- [Material]:
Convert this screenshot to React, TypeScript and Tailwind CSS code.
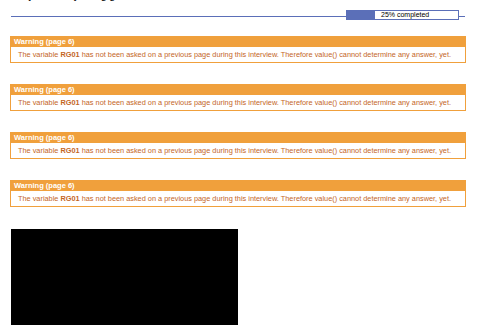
const warnings = [1, 2, 3, 4];

function Warning() {
  return (
    <div className="border border-[#f0a03c] bg-white">
      <div className="bg-[#f0a03c] h-[10px] px-[3px] text-[7.5px] leading-[10px] font-bold text-white">Warning (page 6)</div>
      <div className="h-[15px] px-[7px] text-[7.35px] leading-[15px] whitespace-nowrap text-[#c4661f]">
        The variable <b>RG01</b> has not been asked on a previous page during this interview. Therefore value() cannot determine any answer, yet.
      </div>
    </div>
  );
}

export default function App() {
  return (
    <div className="w-[500px] h-[325px] overflow-hidden bg-white" style={{ fontFamily: '"Liberation Sans", Arial, sans-serif' }}>
      <div className="h-[3px] overflow-hidden pl-[12px]">
        <div className="-mt-[10px] text-[11px] leading-[11px] text-black">Project B6 Hybrid gig</div>
      </div>
      <div className="relative mx-[11px] mt-[7px] w-[454px] h-[10px]">
        <div className="absolute left-0 right-0 top-[6px] h-px bg-[#5b6fb8]"></div>
        <div className="absolute left-[335px] top-0 w-[113px] h-[10px] border border-[#5b6fb8] bg-white flex">
          <div className="w-[28px] h-full bg-[#5b6fb8]"></div>
          <div className="pl-[6px] text-[7px] leading-[8px] text-black">25% completed</div>
        </div>
      </div>
      <div className="mt-[16px] ml-[10px] w-[456px] flex flex-col gap-[21px]">
        {warnings.map((w) => (
          <Warning key={w} />
        ))}
      </div>
      <div className="mt-[22px] ml-[11px] w-[227px] h-[120px] bg-black"></div>
    </div>
  );
}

- [What you have to do]: Leave out the pictures and restate everything else word for word.

- [Expected output]:
Convert this screenshot to React, TypeScript and Tailwind CSS code.
const warnings = [1, 2, 3, 4];

function Warning() {
  return (
    <div className="border border-[#f0a03c] bg-white">
      <div className="bg-[#f0a03c] h-[10px] px-[3px] text-[7.5px] leading-[10px] font-bold text-white">Warning (page 6)</div>
      <div className="h-[15px] px-[7px] text-[7.35px] leading-[15px] whitespace-nowrap text-[#c4661f]">
        The variable <b>RG01</b> has not been asked on a previous page during this interview. Therefore value() cannot determine any answer, yet.
      </div>
    </div>
  );
}

export default function App() {
  return (
    <div className="w-[500px] h-[325px] overflow-hidden bg-white" style={{ fontFamily: '"Liberation Sans", Arial, sans-serif' }}>
      <div className="h-[3px] overflow-hidden pl-[12px]">
        <div className="-mt-[10px] text-[11px] leading-[11px] text-black">Project B6 Hybrid gig</div>
      </div>
      <div className="relative mx-[11px] mt-[7px] w-[454px] h-[10px]">
        <div className="absolute left-0 right-0 top-[6px] h-px bg-[#5b6fb8]"></div>
        <div className="absolute left-[335px] top-0 w-[113px] h-[10px] border border-[#5b6fb8] bg-white flex">
          <div className="w-[28px] h-full bg-[#5b6fb8]"></div>
          <div className="pl-[6px] text-[7px] leading-[8px] text-black">25% completed</div>
        </div>
      </div>
      <div className="mt-[16px] ml-[10px] w-[456px] flex flex-col gap-[21px]">
        {warnings.map((w) => (
          <Warning key={w} />
        ))}
      </div>
      <div className="mt-[22px] ml-[11px] w-[227px] h-[120px] bg-black"></div>
    </div>
  );
}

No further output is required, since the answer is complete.